Some good, no great news, although possibly you've heard it already via Twitter or Facebook or both. I've started taking part in a hypertext project, called "That Reminds Me..." started by writer Dan Waber. My story, "Italy, 1990" appears as part of the project now. It does not load automatically, however. In Dan's initial story, about a terrible waiter, you must click on the words " a trip to Italy" and it will take you to my tale (partially true) about European technicians and hardware salesmen I knew as a girl.
Hypertext is a kind of "choose your own adventure" story--remember those? I made reference to them before in my review of Matt Bell's Wolf Parts (which appeared here in an earlier posting). Choose-your-own-adventure stories usually had sentences like these at the end of cliff-hanger segments: Turn to page 120 if you want Jim to return to the space ship or 350 if you want him to swim the phosphorescent canal. I was always amazed at the architecture of these stories--how they were put together, where the narrative paths converged. I was constantly flipping between segments, trying to determine their path, their trajectory, to see if they ultimately lead to the same outcome. I don't remember what I discovered. I just remember they were a revelation. I even remember, back when I was painting and making images of brightly colored cadavers (no, not macabre--never macabre because there were sequins) on canvas, I conceived of an exhibition in which a pulley system moved a series of canvases around the lower half of a gallery wall. The canvases that hung from this line would feature the legs, tails, or escaping vapor of monsters. The top canvases, which defined faces and torsos, would be static, but visitors could choose the combinations they wanted to see. I had been planning to call it the "Choose Your Own Adventure Series". (I'll have to admit this idea was inspired in part by a box of long fireplace matches my parents' bought in the late 70s. You could move the lid and get different dress combinations for the men and women--long yellow muumuus of the women might soon become purple bell bottoms that had previously belonged to the man on the adjacent facet of the box).
So, let's talk about art now that we're on that subject. Specifically, let's talk about Edward Hopper. To the right is Soir Bleu, painted in 1914. Her was 32 at the time of its execution. It was after he'd sold the painting Sailing (1911) at The Armory Show and moved to Greenwich Village.
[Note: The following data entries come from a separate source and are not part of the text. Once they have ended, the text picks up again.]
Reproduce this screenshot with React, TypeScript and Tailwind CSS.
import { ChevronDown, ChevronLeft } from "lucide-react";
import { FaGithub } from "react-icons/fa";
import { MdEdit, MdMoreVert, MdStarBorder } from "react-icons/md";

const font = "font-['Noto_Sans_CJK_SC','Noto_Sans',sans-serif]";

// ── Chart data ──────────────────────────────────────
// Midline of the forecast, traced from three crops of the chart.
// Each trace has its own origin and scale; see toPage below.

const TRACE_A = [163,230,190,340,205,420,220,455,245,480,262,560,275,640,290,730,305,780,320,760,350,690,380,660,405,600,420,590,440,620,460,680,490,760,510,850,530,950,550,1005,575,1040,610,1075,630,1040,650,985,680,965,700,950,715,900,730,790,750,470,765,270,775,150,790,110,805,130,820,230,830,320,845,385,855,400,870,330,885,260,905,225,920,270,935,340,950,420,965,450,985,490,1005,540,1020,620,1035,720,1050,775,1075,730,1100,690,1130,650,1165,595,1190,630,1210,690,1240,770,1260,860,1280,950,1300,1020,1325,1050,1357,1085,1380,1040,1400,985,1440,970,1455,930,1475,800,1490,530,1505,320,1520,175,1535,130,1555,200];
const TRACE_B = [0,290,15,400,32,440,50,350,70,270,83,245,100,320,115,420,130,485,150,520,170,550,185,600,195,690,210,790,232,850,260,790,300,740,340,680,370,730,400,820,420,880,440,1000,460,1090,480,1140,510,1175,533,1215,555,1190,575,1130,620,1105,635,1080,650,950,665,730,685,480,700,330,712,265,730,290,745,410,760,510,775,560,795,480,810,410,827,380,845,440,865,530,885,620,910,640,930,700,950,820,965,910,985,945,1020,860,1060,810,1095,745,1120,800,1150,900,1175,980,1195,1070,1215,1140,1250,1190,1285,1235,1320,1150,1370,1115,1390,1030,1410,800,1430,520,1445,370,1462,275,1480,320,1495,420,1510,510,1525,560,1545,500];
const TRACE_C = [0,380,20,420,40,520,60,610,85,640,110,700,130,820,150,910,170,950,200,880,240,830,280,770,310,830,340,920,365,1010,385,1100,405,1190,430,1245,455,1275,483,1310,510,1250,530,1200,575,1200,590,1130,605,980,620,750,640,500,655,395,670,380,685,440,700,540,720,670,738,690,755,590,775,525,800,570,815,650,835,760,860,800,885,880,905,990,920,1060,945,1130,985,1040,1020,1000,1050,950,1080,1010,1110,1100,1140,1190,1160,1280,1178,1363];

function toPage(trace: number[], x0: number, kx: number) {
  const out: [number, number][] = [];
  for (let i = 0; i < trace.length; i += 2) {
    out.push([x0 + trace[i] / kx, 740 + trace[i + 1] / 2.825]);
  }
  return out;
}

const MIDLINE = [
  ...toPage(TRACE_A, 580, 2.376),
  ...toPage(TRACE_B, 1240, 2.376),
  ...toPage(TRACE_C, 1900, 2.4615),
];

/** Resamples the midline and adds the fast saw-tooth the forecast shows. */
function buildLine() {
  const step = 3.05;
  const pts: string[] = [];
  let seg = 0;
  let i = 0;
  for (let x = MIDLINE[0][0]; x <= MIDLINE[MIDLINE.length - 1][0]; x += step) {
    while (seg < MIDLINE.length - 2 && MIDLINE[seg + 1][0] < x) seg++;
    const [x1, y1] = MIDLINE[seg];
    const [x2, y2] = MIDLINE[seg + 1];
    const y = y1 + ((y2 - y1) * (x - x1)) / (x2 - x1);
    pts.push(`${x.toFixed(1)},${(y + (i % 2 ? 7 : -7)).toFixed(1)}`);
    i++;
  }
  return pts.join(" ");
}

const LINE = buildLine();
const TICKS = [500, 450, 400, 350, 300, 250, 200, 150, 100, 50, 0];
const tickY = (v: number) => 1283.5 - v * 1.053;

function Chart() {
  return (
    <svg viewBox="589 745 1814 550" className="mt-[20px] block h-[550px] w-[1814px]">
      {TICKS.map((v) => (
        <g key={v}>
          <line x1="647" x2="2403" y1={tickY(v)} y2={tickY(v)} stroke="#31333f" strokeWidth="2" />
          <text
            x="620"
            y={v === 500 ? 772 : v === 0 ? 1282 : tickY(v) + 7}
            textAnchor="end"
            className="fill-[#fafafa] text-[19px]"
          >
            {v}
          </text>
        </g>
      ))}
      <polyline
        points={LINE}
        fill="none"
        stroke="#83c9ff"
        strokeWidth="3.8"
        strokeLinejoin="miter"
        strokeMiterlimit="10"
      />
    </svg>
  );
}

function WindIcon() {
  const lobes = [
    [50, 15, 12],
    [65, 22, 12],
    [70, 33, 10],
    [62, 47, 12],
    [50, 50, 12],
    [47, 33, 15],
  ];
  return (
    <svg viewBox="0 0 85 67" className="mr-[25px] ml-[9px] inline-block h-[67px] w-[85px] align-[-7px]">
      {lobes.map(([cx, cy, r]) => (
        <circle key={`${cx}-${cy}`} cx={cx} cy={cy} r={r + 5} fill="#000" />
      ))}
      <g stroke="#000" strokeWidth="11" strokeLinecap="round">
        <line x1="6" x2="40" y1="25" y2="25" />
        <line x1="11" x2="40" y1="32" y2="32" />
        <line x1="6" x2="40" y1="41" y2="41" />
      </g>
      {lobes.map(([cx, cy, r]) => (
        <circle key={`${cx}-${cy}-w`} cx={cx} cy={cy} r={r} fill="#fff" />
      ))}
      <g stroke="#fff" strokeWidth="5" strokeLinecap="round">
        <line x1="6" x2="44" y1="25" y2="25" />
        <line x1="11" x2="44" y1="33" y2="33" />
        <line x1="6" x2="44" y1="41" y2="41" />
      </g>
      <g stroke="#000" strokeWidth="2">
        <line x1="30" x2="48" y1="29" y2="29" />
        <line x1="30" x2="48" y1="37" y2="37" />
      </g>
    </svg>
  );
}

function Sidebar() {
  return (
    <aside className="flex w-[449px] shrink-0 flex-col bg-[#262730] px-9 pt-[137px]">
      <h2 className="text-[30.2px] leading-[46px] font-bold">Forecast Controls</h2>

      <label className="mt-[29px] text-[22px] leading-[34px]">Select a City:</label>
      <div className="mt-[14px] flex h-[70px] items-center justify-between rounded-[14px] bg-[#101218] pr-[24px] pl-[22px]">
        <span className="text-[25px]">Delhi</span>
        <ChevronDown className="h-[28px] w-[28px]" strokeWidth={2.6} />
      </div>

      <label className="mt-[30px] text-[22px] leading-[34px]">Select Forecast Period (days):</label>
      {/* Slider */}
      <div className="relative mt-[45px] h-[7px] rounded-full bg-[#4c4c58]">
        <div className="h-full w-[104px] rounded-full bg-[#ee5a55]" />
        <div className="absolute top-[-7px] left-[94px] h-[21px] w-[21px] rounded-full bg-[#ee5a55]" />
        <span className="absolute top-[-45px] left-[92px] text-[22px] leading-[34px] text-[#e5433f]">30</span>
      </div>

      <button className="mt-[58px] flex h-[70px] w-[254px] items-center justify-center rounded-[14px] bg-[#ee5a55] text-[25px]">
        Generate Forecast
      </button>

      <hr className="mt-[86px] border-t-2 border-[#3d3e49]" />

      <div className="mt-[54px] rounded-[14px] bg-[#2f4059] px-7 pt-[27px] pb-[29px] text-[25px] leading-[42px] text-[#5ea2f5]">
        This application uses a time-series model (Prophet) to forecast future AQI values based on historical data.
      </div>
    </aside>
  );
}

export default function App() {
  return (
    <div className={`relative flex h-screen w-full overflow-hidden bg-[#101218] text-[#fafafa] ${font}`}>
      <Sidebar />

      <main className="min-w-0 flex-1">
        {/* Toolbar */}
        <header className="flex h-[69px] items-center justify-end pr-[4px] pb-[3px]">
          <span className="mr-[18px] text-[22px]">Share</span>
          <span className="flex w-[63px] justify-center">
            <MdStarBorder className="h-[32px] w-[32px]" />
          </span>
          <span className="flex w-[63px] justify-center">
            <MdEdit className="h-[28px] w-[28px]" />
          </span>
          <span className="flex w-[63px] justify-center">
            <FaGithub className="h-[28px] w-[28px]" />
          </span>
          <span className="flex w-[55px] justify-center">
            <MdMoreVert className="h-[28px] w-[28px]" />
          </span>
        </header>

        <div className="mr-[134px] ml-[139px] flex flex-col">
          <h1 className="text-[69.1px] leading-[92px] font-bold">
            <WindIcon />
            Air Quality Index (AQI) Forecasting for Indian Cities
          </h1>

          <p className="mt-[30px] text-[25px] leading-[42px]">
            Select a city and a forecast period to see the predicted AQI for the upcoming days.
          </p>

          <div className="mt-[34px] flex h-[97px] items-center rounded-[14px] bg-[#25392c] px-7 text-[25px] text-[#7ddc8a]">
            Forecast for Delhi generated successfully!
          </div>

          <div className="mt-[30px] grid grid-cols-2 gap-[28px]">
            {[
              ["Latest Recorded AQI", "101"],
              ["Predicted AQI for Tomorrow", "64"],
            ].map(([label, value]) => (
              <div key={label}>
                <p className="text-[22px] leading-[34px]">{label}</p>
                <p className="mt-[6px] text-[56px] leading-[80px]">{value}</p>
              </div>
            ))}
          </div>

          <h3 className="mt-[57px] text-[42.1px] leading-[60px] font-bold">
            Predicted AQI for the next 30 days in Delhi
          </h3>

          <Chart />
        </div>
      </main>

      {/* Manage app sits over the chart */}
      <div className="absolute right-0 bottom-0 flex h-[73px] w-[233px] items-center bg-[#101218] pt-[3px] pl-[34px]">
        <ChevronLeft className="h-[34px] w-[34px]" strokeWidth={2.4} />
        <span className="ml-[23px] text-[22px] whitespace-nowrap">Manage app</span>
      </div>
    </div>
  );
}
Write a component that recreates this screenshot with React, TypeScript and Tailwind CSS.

Here, the lasting influence of Impressionism in the Japanese lanterns, the gauzy atmosphere and the low skyline (and Post Impressionism--is that one of Van Gogh's potato eaters on the far left, sitting with the seltzer bottle?) is evident, as it is in many of Hopper's earlier works, where he admitted to having difficulty finding his own style. But it is the characters that are so arresting here: while the woman might be the focal point the first time you look at the work, since she rises like an Amazon over the horizon (and the longer one looks, the more one asks whether this is a woman at all), the white clown is what my eye is drawn to on the second look. It is his sheer unsullied pallor and the dangling cigarette that says to me: this is the real subject, and while not a genuine self portrait of Hopper, it is the portrait of the artist, even...the writer. We perform and make other laugh or cry or feel, but we, too, are full of cynicism and addictions (and here we are again at the cigarette, the drink). Here, a Pierrot, smoking. Before him, a glass with yellow-green liquid. It could be absinthe--the water is there, but I see no slotted spoon or sugar cube. Perhaps that part of the ritual is done.
Is that Van Gogh across the table from the clown, and who sits with epaulets and short-cropped hair next to him? Here, Hopper reaches into Toulouse-Lautrec's world, into the green-glowing gas footlights that colored the faces of Degas' second-rate, scandalized actresses. Here, friends, is beautiful blue bohemia. Here, Hopper has not yet met wife Jo, who will bring him into the brown, ochre and black of the Ashcan School where she grew into artistic maturity herself. Then Hopper went from the clown (a la Hamlet's dear Yorick) to the King of Melancholia.